Napoli, se nulla accade per caso

Una cosa, su tutte, impressiona. Ed è la testa. La testa sta al centro del gioco degli azzurri. Razionalità pura, perché nulla accade per caso. Quando si accelera, quando si amministra il vantaggio, quando si contiene l’avversario, impedendogli di toccare palla. Così accade che il Cagliari faccia 336 passaggi e il Napoli 738, più del doppio, con un possesso palla del 68 per cento. Ospina a momenti si addormenta. 

Poi c’è lo stato di grazia dei singoli. Tre su tutti. Osimhen, passato in un anno dalla condizione di meteora, pagata troppo, a quella di fuoriclasse, destinato a lasciare il segno. Perché ha già il Napoli sulle spalle. Se lo carica come fosse una piuma e lo porta a spasso in mezzo alla difesa avversaria. Sempre d’anticipo. Che sia un rilancio del portiere, un disimpegno della difesa o un assist da volgere in gol. Come quello perfetto di Zielinski, imbeccato da un corridoio di Anguissa. Quando nel secondo tempo Godin afferra il centravanti nigeriano per le gambe, atterrandolo, Mazzarri dalla panchina si dispera, chiedendosi come abbia fatto un giocatore esperto come l’ex interista a cadere in un errore simile. In realtà quello del centrale cagliaritano è un fallo di frustrazione. Osimhen gli è sfuggito tante volte da fargli perdere la testa. 

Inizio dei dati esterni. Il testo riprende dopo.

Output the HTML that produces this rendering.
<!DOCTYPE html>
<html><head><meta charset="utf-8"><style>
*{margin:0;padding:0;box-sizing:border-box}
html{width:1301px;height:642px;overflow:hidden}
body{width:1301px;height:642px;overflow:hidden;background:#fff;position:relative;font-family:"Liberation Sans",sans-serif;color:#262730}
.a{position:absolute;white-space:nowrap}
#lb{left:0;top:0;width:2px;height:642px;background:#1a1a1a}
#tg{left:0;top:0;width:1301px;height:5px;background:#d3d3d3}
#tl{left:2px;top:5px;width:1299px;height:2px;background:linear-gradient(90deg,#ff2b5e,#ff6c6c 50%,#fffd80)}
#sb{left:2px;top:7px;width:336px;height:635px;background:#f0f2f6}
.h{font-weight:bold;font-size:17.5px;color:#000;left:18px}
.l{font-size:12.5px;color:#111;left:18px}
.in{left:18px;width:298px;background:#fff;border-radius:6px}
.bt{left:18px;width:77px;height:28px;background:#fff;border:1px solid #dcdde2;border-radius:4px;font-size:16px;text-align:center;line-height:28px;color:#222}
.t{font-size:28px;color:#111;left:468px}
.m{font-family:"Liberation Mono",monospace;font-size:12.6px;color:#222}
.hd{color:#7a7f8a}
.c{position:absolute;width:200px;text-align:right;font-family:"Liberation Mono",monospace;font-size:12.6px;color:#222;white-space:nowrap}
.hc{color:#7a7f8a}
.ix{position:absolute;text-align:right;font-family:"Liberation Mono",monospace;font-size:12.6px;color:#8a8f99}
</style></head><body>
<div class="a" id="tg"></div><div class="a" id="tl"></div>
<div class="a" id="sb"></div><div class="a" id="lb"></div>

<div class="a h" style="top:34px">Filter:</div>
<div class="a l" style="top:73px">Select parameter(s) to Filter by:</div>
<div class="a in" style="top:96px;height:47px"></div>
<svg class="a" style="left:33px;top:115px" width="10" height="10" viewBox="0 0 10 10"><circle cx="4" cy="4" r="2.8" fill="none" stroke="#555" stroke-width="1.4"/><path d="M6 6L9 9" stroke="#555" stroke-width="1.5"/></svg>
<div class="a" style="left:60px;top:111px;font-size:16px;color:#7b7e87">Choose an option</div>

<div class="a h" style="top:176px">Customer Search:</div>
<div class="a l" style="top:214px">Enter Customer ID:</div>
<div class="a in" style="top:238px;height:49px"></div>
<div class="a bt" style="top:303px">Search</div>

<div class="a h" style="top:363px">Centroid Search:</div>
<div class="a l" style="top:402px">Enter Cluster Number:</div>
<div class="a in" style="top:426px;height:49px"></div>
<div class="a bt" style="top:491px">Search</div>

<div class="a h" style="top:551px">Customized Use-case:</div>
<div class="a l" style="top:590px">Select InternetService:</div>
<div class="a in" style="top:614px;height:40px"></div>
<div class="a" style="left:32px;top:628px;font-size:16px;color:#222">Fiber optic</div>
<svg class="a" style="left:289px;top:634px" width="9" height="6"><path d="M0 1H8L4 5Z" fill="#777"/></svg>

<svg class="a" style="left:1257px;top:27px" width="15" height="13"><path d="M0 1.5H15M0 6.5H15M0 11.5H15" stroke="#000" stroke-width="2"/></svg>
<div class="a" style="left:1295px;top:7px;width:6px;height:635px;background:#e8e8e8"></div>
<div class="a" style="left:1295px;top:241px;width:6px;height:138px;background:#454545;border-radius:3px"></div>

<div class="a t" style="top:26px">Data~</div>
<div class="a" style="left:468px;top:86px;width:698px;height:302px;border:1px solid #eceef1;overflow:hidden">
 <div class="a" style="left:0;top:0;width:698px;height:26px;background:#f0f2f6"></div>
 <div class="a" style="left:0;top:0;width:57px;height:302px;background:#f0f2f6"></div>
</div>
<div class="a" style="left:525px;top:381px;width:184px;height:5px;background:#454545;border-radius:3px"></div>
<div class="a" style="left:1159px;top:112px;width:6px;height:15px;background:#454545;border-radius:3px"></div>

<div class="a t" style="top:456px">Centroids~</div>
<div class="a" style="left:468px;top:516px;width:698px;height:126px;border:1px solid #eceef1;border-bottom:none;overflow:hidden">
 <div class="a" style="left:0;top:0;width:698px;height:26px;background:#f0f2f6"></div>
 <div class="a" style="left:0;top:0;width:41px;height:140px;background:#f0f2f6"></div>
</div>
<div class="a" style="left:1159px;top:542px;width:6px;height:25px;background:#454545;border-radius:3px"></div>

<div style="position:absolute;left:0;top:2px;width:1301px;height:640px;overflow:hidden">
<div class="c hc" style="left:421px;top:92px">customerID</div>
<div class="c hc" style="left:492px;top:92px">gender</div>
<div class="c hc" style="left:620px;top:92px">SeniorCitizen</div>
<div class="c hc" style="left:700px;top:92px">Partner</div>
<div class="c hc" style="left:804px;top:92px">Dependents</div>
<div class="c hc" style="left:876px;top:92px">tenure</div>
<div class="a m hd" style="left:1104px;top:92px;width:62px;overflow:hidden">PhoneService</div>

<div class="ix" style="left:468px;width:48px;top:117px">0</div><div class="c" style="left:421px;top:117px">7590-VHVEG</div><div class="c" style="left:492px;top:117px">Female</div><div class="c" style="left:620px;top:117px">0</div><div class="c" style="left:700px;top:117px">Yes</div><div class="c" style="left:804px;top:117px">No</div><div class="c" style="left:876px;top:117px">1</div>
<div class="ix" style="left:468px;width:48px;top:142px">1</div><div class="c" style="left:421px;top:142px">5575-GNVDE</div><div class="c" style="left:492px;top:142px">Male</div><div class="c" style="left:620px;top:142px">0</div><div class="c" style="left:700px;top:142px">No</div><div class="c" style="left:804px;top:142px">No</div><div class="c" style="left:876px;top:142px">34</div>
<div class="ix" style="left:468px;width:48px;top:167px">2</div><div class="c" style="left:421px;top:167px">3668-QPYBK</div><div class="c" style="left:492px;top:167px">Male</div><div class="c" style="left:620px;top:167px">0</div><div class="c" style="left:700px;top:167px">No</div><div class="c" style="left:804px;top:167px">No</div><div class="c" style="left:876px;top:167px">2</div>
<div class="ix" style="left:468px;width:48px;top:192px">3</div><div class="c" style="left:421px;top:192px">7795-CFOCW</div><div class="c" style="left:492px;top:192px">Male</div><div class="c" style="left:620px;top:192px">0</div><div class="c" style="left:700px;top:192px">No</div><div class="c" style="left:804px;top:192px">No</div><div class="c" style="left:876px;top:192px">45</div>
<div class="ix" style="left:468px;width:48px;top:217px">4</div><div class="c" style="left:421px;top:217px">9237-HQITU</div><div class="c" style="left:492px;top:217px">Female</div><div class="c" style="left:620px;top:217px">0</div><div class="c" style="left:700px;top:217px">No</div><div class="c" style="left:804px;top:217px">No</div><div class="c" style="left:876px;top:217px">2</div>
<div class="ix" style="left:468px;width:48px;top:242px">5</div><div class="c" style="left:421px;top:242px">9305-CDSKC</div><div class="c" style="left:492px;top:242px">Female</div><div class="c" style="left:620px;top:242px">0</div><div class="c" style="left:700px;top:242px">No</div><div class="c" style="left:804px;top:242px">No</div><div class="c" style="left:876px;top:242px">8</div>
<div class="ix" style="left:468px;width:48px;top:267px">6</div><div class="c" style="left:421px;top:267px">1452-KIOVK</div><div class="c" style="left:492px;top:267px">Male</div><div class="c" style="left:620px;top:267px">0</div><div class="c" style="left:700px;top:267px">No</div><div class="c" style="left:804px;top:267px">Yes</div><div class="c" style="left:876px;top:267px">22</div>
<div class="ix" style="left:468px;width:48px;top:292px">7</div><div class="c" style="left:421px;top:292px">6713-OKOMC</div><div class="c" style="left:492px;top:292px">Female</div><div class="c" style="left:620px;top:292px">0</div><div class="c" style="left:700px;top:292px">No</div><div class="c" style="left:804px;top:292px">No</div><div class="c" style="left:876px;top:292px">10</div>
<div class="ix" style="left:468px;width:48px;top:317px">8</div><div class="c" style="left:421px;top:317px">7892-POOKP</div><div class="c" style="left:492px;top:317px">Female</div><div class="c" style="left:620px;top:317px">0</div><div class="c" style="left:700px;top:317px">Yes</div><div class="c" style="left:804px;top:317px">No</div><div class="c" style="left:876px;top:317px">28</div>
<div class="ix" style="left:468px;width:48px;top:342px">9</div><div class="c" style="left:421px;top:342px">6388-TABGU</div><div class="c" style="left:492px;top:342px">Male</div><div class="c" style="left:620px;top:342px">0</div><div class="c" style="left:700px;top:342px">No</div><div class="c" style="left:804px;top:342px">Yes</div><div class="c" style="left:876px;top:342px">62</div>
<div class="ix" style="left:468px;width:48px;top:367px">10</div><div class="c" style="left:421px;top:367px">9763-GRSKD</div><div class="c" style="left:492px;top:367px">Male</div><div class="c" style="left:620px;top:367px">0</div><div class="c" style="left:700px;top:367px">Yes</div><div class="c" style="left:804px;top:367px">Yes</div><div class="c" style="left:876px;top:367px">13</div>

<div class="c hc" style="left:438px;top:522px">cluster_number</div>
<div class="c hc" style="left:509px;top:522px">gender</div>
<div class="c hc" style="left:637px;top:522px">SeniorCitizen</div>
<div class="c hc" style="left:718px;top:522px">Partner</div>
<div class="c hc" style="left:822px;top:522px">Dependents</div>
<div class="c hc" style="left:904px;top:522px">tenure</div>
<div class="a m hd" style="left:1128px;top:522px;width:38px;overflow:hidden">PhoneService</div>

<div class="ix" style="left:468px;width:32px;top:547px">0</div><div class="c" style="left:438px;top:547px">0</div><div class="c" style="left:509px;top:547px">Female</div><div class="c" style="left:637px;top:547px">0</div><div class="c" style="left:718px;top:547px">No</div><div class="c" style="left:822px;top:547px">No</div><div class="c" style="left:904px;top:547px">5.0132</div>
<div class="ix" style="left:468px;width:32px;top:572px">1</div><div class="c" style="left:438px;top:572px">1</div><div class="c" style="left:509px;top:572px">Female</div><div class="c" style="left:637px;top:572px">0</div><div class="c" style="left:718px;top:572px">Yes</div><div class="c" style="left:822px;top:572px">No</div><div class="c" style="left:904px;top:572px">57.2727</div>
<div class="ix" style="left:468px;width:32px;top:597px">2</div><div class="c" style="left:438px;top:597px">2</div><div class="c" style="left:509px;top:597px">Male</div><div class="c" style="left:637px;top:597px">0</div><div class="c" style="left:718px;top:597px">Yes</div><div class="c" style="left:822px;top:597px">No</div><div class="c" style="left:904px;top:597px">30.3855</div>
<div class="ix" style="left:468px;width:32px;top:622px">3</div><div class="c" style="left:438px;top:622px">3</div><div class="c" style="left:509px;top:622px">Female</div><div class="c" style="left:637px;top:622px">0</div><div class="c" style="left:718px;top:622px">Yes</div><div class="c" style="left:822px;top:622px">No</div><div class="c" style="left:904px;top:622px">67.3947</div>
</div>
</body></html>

Il secondo pilastro è il neo acquisto camerunense. I tifosi napoletani si aspettavano un sostituto di Bakayoko, è arrivato un centrocampista prestante e veloce, tecnicamente elegante, tatticamente intelligente. Allegri scambierebbe tutti i suoi pseudomediani in cerca d’autore per avere un protagonista come Anguissa. È arrivato l’altro ieri, par che giochi nel Napoli da sempre. 

Completa il trio il capitano azzurro, quello che si diceva, ancora l’altr’anno, un mezzo giocatore. Solo un mezzo giocatore può stoppare la palla di controbalzo in corsa con l’esterno del piede, facendo tunnel al suo marcatore. Perché il baricentro di Insigne non è un handicap, ma un dono della natura, non a caso giunto dal cielo nello stadio che porta il nome di Maradona. Con il rigore segnato ieri, quattro gol separano lo scugnizzo azzurro dai 115 del Pibe. 

Le note di merito le lasciamo alle pagelle, e ce n’è per tutti. Ma una sottolineatura riguarda il tecnico che ha cambiato l’anima di questa squadra, sguainandola come una pelle e rivoltandola all’incontrario: rimane tutto il talento degli azzurri in una corteccia più dura. Questo carattere meriterà prove più severe, come quella di giovedì contro lo Spartak e, soprattutto, quello del 3 ottobre a Firenze contro una Viola che pure ha messo la testa a profitto. 

Sapremo allora se il paragone con il Napoli del terzo Sarri, partito allo stesso modo con sei vittorie di fila, non è pretenzioso. C’erano, in quella squadra, Jorginho, Hamsik, Allan e il Mertens ancora in grado di fare 18 gol (l’anno precedente erano stati 28). Ci piace pensare che questo Napoli si porti dietro la memoria creativa di quella straordinaria stagione, con un pizzico di maturità in più. Ma dirlo è un azzardo, almeno per ora. Limitiamoci allora a pensarlo segretamente.